What is being asked: Among the lines of the listing below, retype exactly those from the one containing "Write a component" through the one containing "clearly visible on", both included. Do not include pictures.

Listing:
————————

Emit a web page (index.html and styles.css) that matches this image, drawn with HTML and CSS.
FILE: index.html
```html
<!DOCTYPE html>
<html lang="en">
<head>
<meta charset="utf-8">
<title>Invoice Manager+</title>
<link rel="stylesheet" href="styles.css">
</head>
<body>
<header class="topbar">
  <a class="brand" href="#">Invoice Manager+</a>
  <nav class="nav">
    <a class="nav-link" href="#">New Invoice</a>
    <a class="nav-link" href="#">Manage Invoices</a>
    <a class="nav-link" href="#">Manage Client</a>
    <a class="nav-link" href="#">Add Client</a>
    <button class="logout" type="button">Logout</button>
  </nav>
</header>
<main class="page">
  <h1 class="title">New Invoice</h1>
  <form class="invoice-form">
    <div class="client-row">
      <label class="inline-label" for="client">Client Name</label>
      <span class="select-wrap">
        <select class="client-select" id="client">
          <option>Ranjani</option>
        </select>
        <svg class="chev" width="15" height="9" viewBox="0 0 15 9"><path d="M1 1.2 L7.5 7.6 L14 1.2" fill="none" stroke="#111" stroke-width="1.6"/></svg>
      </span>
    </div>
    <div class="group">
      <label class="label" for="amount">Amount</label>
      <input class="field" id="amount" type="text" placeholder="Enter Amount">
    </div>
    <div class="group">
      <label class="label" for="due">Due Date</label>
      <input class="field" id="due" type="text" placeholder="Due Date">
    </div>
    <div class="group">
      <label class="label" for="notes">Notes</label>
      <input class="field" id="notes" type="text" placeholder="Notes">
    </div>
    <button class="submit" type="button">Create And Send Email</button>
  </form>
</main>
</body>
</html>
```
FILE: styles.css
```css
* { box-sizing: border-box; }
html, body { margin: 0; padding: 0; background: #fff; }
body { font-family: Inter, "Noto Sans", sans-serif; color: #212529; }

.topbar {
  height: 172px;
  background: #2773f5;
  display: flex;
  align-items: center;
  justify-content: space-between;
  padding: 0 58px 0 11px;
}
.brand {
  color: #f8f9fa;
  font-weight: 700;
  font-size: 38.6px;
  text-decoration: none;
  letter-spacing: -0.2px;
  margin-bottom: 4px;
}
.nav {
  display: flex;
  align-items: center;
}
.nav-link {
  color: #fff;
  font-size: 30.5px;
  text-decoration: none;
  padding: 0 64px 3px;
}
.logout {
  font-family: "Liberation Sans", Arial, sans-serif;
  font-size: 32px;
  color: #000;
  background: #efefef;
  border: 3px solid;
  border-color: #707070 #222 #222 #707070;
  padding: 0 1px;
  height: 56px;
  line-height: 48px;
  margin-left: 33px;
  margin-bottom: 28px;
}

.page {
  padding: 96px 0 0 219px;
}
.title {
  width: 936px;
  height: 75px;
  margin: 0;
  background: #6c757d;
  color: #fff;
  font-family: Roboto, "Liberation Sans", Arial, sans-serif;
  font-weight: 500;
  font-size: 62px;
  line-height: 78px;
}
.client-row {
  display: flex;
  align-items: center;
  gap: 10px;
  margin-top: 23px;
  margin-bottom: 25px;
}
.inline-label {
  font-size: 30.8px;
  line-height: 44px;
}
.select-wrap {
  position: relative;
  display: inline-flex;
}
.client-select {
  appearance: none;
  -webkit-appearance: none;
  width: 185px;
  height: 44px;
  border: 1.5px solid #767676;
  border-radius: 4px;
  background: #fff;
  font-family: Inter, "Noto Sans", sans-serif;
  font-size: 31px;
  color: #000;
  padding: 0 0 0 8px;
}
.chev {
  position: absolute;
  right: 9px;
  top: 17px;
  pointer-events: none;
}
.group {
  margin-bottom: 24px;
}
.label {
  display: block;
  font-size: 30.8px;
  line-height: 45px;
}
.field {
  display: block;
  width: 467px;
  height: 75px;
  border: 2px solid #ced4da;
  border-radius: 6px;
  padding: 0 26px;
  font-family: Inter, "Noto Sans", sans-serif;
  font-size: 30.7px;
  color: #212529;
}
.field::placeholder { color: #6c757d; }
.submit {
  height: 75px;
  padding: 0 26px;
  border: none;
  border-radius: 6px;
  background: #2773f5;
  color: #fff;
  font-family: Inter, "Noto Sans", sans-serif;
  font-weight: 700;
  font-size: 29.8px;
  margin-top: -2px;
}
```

————————

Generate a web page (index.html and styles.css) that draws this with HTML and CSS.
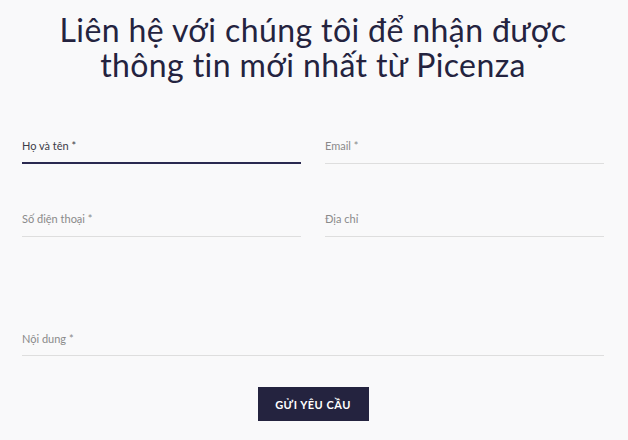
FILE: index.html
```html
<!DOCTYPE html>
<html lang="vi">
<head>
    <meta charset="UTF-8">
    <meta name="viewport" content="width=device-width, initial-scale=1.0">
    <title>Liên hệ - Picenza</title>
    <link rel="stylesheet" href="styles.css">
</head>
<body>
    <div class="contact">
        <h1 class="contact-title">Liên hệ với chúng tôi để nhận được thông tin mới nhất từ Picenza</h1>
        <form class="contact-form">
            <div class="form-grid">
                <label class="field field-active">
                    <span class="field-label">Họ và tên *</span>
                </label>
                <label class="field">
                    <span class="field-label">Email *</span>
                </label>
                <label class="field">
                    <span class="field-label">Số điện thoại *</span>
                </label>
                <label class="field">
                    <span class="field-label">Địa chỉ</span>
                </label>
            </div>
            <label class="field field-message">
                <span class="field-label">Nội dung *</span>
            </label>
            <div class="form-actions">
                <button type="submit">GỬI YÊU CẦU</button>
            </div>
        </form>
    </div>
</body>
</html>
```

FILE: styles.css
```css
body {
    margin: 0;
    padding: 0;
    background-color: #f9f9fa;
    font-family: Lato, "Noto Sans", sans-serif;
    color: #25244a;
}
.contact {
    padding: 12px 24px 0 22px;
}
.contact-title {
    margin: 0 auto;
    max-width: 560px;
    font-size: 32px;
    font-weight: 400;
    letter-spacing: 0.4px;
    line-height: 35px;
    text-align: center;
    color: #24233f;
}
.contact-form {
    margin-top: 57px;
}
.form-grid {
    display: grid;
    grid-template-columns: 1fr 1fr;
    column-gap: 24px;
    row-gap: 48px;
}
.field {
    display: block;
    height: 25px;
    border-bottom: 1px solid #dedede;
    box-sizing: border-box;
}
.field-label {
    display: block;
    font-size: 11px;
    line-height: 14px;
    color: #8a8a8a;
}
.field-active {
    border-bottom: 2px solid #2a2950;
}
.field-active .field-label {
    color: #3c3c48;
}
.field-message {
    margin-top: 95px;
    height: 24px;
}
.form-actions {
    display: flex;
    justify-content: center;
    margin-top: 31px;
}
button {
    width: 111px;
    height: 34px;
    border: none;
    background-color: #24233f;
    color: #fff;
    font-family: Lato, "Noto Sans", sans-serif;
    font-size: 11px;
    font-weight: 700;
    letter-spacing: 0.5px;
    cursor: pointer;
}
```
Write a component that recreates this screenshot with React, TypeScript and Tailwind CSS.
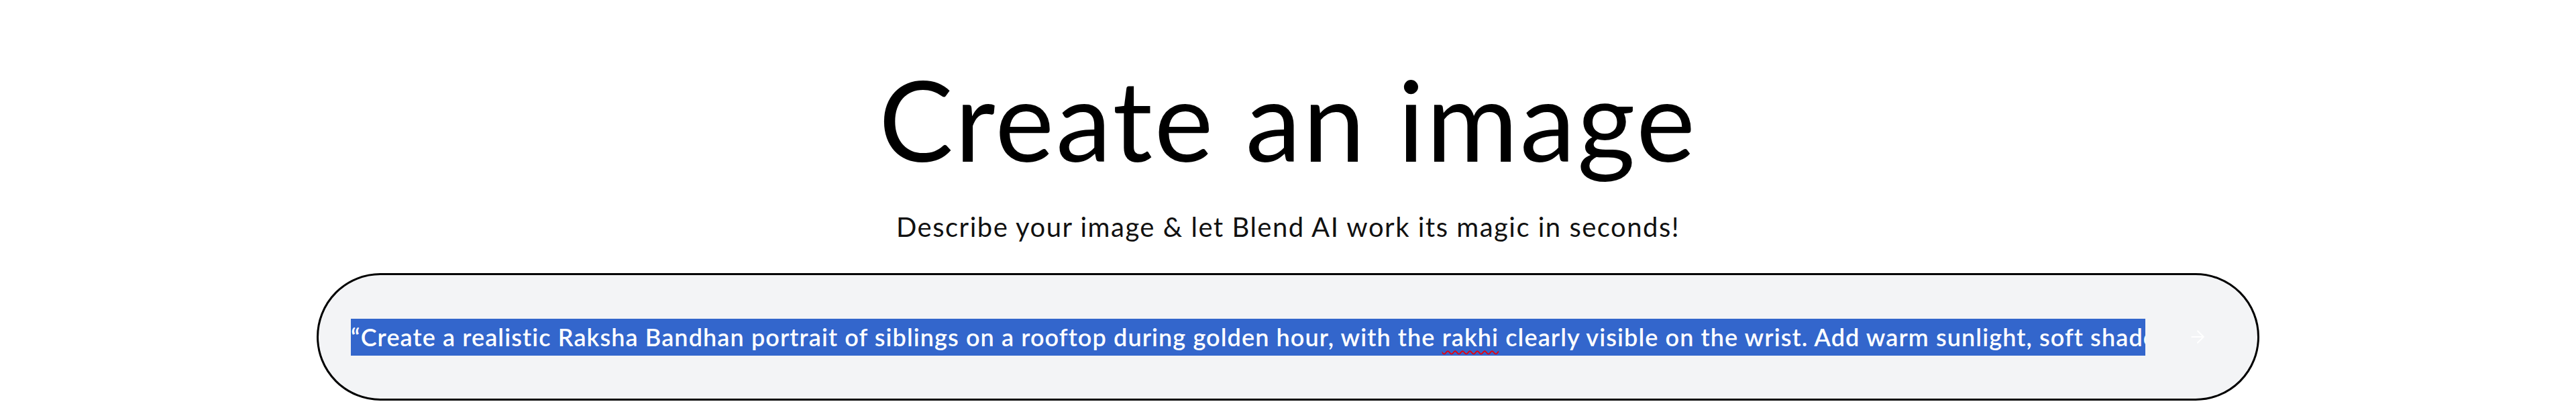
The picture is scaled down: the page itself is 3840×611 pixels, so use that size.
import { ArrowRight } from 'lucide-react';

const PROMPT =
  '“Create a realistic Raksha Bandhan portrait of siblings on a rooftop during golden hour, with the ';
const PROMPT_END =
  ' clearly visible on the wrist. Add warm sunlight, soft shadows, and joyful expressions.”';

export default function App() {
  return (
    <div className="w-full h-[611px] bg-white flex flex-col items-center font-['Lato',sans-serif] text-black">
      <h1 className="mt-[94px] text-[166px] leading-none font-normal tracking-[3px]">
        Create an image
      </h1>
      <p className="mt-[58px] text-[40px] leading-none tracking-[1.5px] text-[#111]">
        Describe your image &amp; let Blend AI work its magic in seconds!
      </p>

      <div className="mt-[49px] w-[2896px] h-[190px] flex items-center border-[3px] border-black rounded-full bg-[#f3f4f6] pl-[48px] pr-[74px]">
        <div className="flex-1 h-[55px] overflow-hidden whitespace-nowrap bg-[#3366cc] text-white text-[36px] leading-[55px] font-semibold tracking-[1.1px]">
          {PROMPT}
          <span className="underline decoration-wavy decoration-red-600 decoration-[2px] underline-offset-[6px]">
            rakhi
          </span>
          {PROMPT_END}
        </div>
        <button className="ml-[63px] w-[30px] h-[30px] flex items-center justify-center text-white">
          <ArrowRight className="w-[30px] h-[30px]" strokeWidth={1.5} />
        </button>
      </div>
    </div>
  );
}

————————

Reply to the task:
Write a component that recreates this screenshot with React, TypeScript and Tailwind CSS.
The picture is scaled down: the page itself is 3840×611 pixels, so use that size.
import { ArrowRight } from 'lucide-react';

const PROMPT =
  '“Create a realistic Raksha Bandhan portrait of siblings on a rooftop during golden hour, with the ';
const PROMPT_END =
  ' clearly visible on the wrist. Add warm sunlight, soft shadows, and joyful expressions.”';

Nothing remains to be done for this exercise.